Follow up to #vogeler post

Patrick Debois was kind enough to comment on my previous post and asked some very good questions. I thought they would fit better in a new post instead of a comment box so here it is:

I read your post and I must say I'm puzzled on what you are actually achieving. Is this a CMDB in the traditional way? Or is it an autodiscover type of CMDB, that goes out to the different systems for information? In the project page you mention à la mcollective. Does this mean you are providing GUI for the collected information? Anyway, I'm sure you are working on something great. But for now, the end goal is not so clear to me. Enlighten me!

Good question ;) I think it sits in an odd space at the moment because it tries to be flexible and by design could do all of those things. Mentioning Mcollective may have clouded the issue but is was more of a nod to similar architectural decisions - using a queue server to execute commands on multiple nodes.

My original goal (outside of learning Python) was to address two key things. I mentioned these on the Github FAQ for Vogeler but it doesn't hurt to repost them here for this discussion:

What need is Vogeler trying to fill?

Well, I would consider it a “framework” for establishing a configuration management database. One problem that something like a CMDB can create is that, to meet every individual need, it tends to over complicate. One thing I really wanted to do is avoid forcing you into my model and trying to provide ways for you to customize the application.

I went the other way. Vogeler at the core, provides two things – a place to dump “information” about “things” and a method for getting that information in a scalable manner. By using a document database like CouchDB, you don’t have to worry about managing a schema. I don’t need to know what information is actually valuable to you. You know best what information you want to store. By using a message queue with some reasonable security precautions, you don’t have to deal with another listening daemon. You don’t have to worry about affecting the performance of your system because you’re opening 20 SSH connections to get information or running some statically linked off-the-shelf binary that leaks memory and eventually zombies (Why hello, SCOM agent!).

In the end, you define what information you need, how to get it and how to interpret it. I just provide the framework to enable that.

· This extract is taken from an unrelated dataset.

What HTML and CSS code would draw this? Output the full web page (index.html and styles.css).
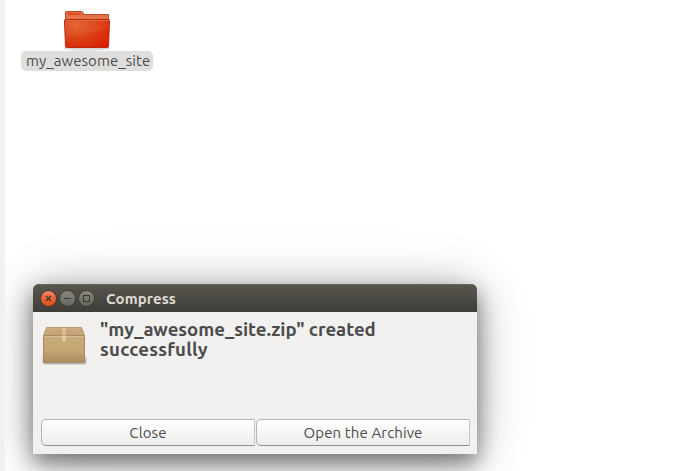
FILE: index.html
```html
<!DOCTYPE html>
<html lang="en">
<head>
<meta charset="utf-8">
<title>Compress</title>
<link rel="stylesheet" href="styles.css">
</head>
<body>
<main class="desktop">
  <div class="file">
    <svg class="folder" width="50" height="42" viewBox="0 0 50 42">
      <defs>
        <linearGradient id="tab" x1="0" y1="0" x2="0" y2="1"><stop offset="0" stop-color="#e06a3e"/><stop offset="1" stop-color="#e67d50"/></linearGradient>
        <radialGradient id="front" cx=".25" cy=".2" r="1"><stop offset="0" stop-color="#e35e2b"/><stop offset=".5" stop-color="#dc4014"/><stop offset="1" stop-color="#d91c03"/></radialGradient>
      </defs>
      <ellipse cx="25" cy="38.5" rx="23" ry="2" fill="#000" opacity=".15"/>
      <path d="M3.500 12V2.500Q3.500 1.500 4.500 1.500H19.500Q21 1.500 22 4.500H46.500V12Z" fill="url(#tab)" stroke="#b94c22"/>
      <path d="M6 4H18.500" stroke="#e04b1f" stroke-width="2"/>
      <path d="M2.500 10.500Q2.500 9.500 3.500 9.500H46.500Q47.500 9.500 47.500 10.500L46.500 36.500Q46.500 37.500 45.500 37.500H4.500Q3.500 37.500 3.500 36.500Z" fill="url(#front)" stroke="#b92a0a"/>
      <path d="M3.500 10.500H46.500" stroke="#e56a3a"/>
      <path d="M3 11H47L46.500 18Q25 25 3.500 27Z" fill="#fff" opacity=".04"/>
    </svg>
    <div class="file-name"><span class="t t-file">my_awesome_site</span></div>
  </div>
  <section class="window">
    <header class="titlebar">
      <svg class="controls" width="58" height="20" viewBox="0 0 58 20">
        <defs>
          <linearGradient id="red" x1="0" y1="0" x2="0" y2="1"><stop offset="0" stop-color="#f58a64"/><stop offset=".5" stop-color="#ee6335"/><stop offset="1" stop-color="#e64d1b"/></linearGradient>
          <linearGradient id="grey" x1="0" y1="0" x2="0" y2="1"><stop offset="0" stop-color="#8b8981"/><stop offset="1" stop-color="#63625b"/></linearGradient>
        </defs>
        <g stroke="#393832">
          <circle cx="10.500" cy="9.500" r="8" fill="url(#red)"/>
          <circle cx="29.500" cy="9.500" r="8" fill="url(#grey)"/>
          <circle cx="48.500" cy="9.500" r="8" fill="url(#grey)"/>
        </g>
        <g fill="none" stroke="#3a3934">
          <path d="M8 7L13 12M13 7L8 12" stroke-width="1.300"/>
          <path d="M26 9.500H33"/>
          <rect x="45.500" y="6.500" width="6" height="6"/>
        </g>
      </svg>
      <h1 class="title"><span class="t t-title">Compress</span></h1>
    </header>
    <div class="message">
      <svg class="package" width="48" height="46" viewBox="0 0 48 46">
        <defs>
          <linearGradient id="lid" x1="0" y1="0" x2="0" y2="1"><stop offset="0" stop-color="#d0ad7d"/><stop offset="1" stop-color="#c09d73"/></linearGradient>
          <linearGradient id="box" x1="0" y1="0" x2="0" y2="1"><stop offset="0" stop-color="#c9ac7e"/><stop offset=".5" stop-color="#c6a774"/><stop offset="1" stop-color="#ac8b5d"/></linearGradient>
        </defs>
        <rect x="2" y="33" width="45" height="8" rx="3" fill="#000" opacity=".13"/>
        <rect x="3" y="36" width="43" height="6" rx="2" fill="#000" opacity=".12"/>
        <path d="M6.500 4.500H41.500L44.500 13H3.500Z" fill="url(#lid)" stroke="#b9986c"/>
        <rect x="3.500" y="12.500" width="41" height="27" rx=".5" fill="url(#box)" stroke="#a98b5f"/>
        <path d="M4 13.500H44" stroke="#d9bf99"/>
        <path d="M22 5H26V18H22Z" fill="#eee2cf" opacity=".4"/>
        <path d="M22 13H26V18H22Z" fill="#eee2cf" opacity=".35"/>
      </svg>
      <p class="heading"><span class="t t-line1">"my_awesome_site.zip" created</span><span class="t t-line2">successfully</span></p>
    </div>
    <footer class="actions">
      <button class="button"><span class="t t-close">Close</span></button>
      <button class="button"><span class="t t-open">Open the Archive</span></button>
    </footer>
  </section>
</main>
</body>
</html>
```
FILE: styles.css
```css
* { box-sizing: border-box; }
body { margin: 0; font-family: Ubuntu, "Noto Sans", sans-serif; font-size: 15px; color: #4c4c4c; background: #fff; }
.desktop { position: relative; width: 698px; height: 471px; overflow: hidden; border-left: 5px solid #f2f1f0; }
.file { width: 132px; margin: 10px 0 0 16px; display: flex; flex-direction: column; align-items: center; }
.folder { display: block; height: 42px; margin-bottom: -1px; }
.file-name { width: 132px; height: 20px; line-height: 19px; border-radius: 5px; background: #dfdedd; padding-left: 5px; letter-spacing: .06px; }
.t { display: block; white-space: nowrap; width: max-content; }
.window { position: absolute; left: 28px; top: 284px; width: 444px; height: 170px; display: flex; flex-direction: column; border-radius: 6px 6px 0 0; background: #f2f1f0; box-shadow: 0 9px 20px rgba(0,0,0,.4), 0 5px 42px rgba(0,0,0,.3), 0 2px 70px rgba(0,0,0,.08); }
.titlebar { height: 28px; display: flex; align-items: center; padding-left: 5px; border-radius: 6px 6px 0 0; background: linear-gradient(#59564e, #3e3d39); box-shadow: inset 0 1px #66645a; }
.controls { margin-top: 1px; }
.title { margin: 2px 0 0 10px; font-size: 15px; line-height: 20px; font-weight: 700; color: #dfdbd2; letter-spacing: .1px; }
.message { display: flex; height: 107px; padding: 11px 0 0 7px; }
.package { flex: none; }
.heading { margin: -3px 0 0 12px; font-size: 18.600px; line-height: 20px; font-weight: 700; }
.t-line1 { letter-spacing: -.03px; }
.t-line2 { letter-spacing: .25px; }
.actions { display: grid; grid-template-columns: 214px 214px; gap: 1px; padding-left: 8px; }
.button { height: 27px; padding: 0; display: flex; align-items: center; justify-content: center; font: inherit; color: inherit; letter-spacing: .12px; border: 1px solid #b5b4b3; border-right-color: #c8c7c5; border-bottom-color: #91908f; border-radius: 5px 0 0 5px; background: linear-gradient(#fff, #ececeb); }
```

So to address the question:

If we're being semantic, yes it's probably more of a configuration database than a configuration MANAGEMENT database. Autodiscovery, though not in the traditional sense, is indeed a feature. Install the client, stand up the server side parts and issue a facter command via the runner. You instantly have all the information that facter understands about your systems in CouchDB viewable via Futon. I could probably easily write something that scanned the network and installed the client but I have a general aversion to anything that sweeps networks that way. More than likely, you would install Vogeler when you kicked a new server and managed the "plugins" via puppet.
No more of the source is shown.